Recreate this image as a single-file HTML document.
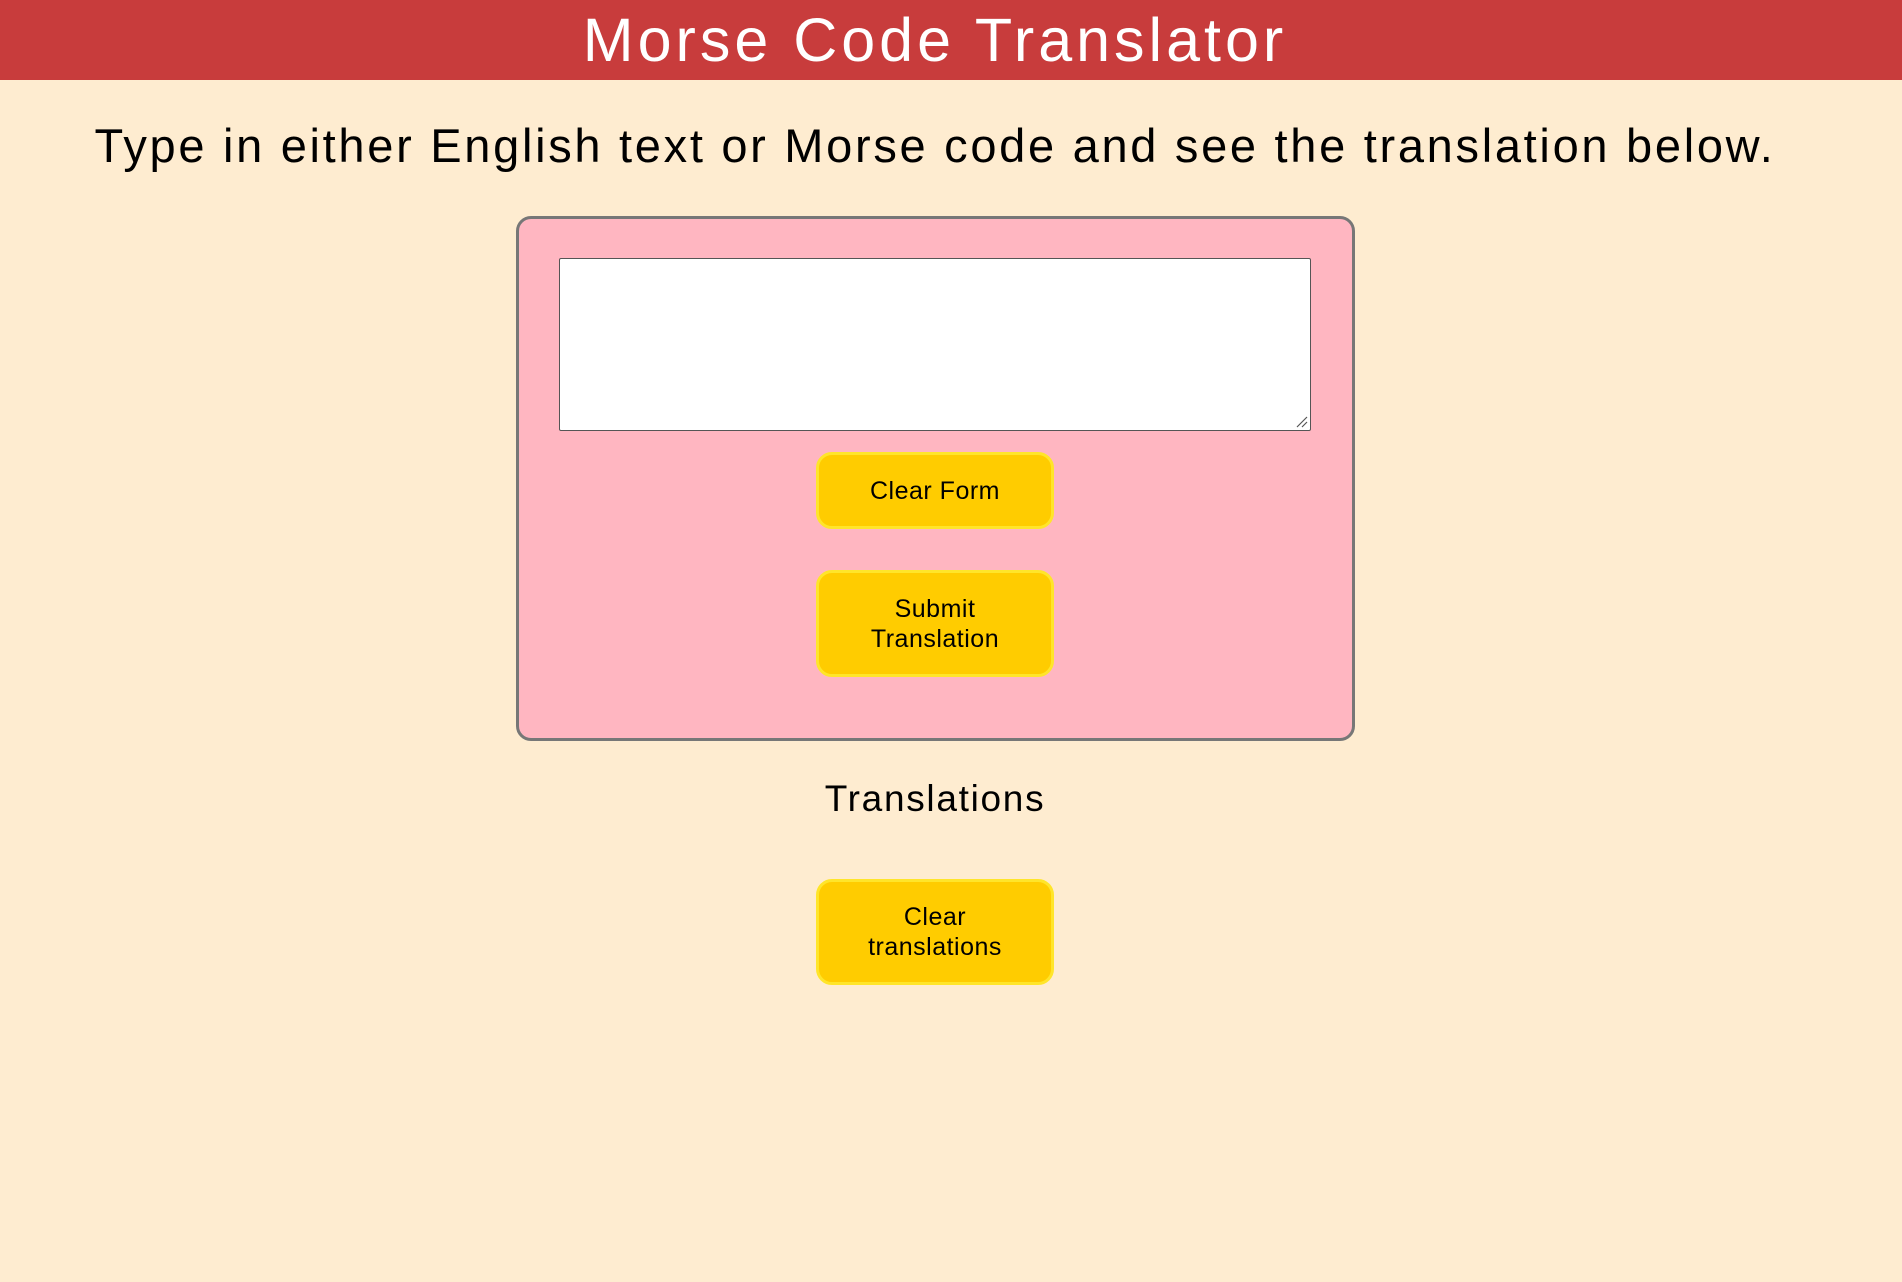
<!DOCTYPE html>
<html><head><meta charset="utf-8"><style>
*{box-sizing:border-box;margin:0;padding:0}
body{width:1902px;height:1282px;background:#feecd0;font-family:"Liberation Sans",sans-serif;position:relative;overflow:hidden}
.hdr{position:absolute;left:0;top:0;width:1902px;height:80px;background:#c83c3c}
.hdr div{width:1870px;text-align:center;color:#fff;font-size:61px;line-height:80px;letter-spacing:4px}
.sub{position:absolute;left:0;top:118px;width:1870px;text-align:center;font-size:47px;line-height:56px;color:#000;letter-spacing:2.7px}
.box{position:absolute;left:516px;top:216px;width:839px;height:525px;background:#ffb6c1;border:3px solid #777;border-radius:15px}
.ta{position:absolute;left:559px;top:258px;width:752px;height:173px;background:#fff;border:1px solid #555;border-radius:2px}
.btn{position:absolute;left:816px;width:238px;background:#ffcc00;border:3px solid #ffe52a;border-radius:16px;display:flex;align-items:center;justify-content:center;text-align:center;font-size:25px;line-height:30px;color:#000;letter-spacing:0.5px}
.tr{position:absolute;left:0;width:1870px;top:777px;text-align:center;font-size:37px;line-height:44px;letter-spacing:1.7px}
</style></head><body>
<div class="hdr"><div>Morse Code Translator</div></div>
<div class="sub">Type in either English text or Morse code and see the translation below.</div>
<div class="box"></div>
<div class="ta"><svg style="position:absolute;right:2px;bottom:2px" width="14" height="14"><path d="M3 13L13 3M8 13L13 8" stroke="#555" stroke-width="1.2"/></svg></div>
<div class="btn" style="top:452px;height:77px">Clear Form</div>
<div class="btn" style="top:570px;height:107px">Submit<br>Translation</div>
<div class="tr">Translations</div>
<div class="btn" style="top:879px;height:106px">Clear<br>translations</div>
</body></html>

* * *

To do: Each line of the data should be quoted exactly, with pictures left out.

Solution to the problem:
Recreate this image as a single-file HTML document.
<!DOCTYPE html>
<html><head><meta charset="utf-8"><style>
*{box-sizing:border-box;margin:0;padding:0}
body{width:1902px;height:1282px;background:#feecd0;font-family:"Liberation Sans",sans-serif;position:relative;overflow:hidden}
.hdr{position:absolute;left:0;top:0;width:1902px;height:80px;background:#c83c3c}
.hdr div{width:1870px;text-align:center;color:#fff;font-size:61px;line-height:80px;letter-spacing:4px}
.sub{position:absolute;left:0;top:118px;width:1870px;text-align:center;font-size:47px;line-height:56px;color:#000;letter-spacing:2.7px}
.box{position:absolute;left:516px;top:216px;width:839px;height:525px;background:#ffb6c1;border:3px solid #777;border-radius:15px}
.ta{position:absolute;left:559px;top:258px;width:752px;height:173px;background:#fff;border:1px solid #555;border-radius:2px}
.btn{position:absolute;left:816px;width:238px;background:#ffcc00;border:3px solid #ffe52a;border-radius:16px;display:flex;align-items:center;justify-content:center;text-align:center;font-size:25px;line-height:30px;color:#000;letter-spacing:0.5px}
.tr{position:absolute;left:0;width:1870px;top:777px;text-align:center;font-size:37px;line-height:44px;letter-spacing:1.7px}
</style></head><body>
<div class="hdr"><div>Morse Code Translator</div></div>
<div class="sub">Type in either English text or Morse code and see the translation below.</div>
<div class="box"></div>
<div class="ta"><svg style="position:absolute;right:2px;bottom:2px" width="14" height="14"><path d="M3 13L13 3M8 13L13 8" stroke="#555" stroke-width="1.2"/></svg></div>
<div class="btn" style="top:452px;height:77px">Clear Form</div>
<div class="btn" style="top:570px;height:107px">Submit<br>Translation</div>
<div class="tr">Translations</div>
<div class="btn" style="top:879px;height:106px">Clear<br>translations</div>
</body></html>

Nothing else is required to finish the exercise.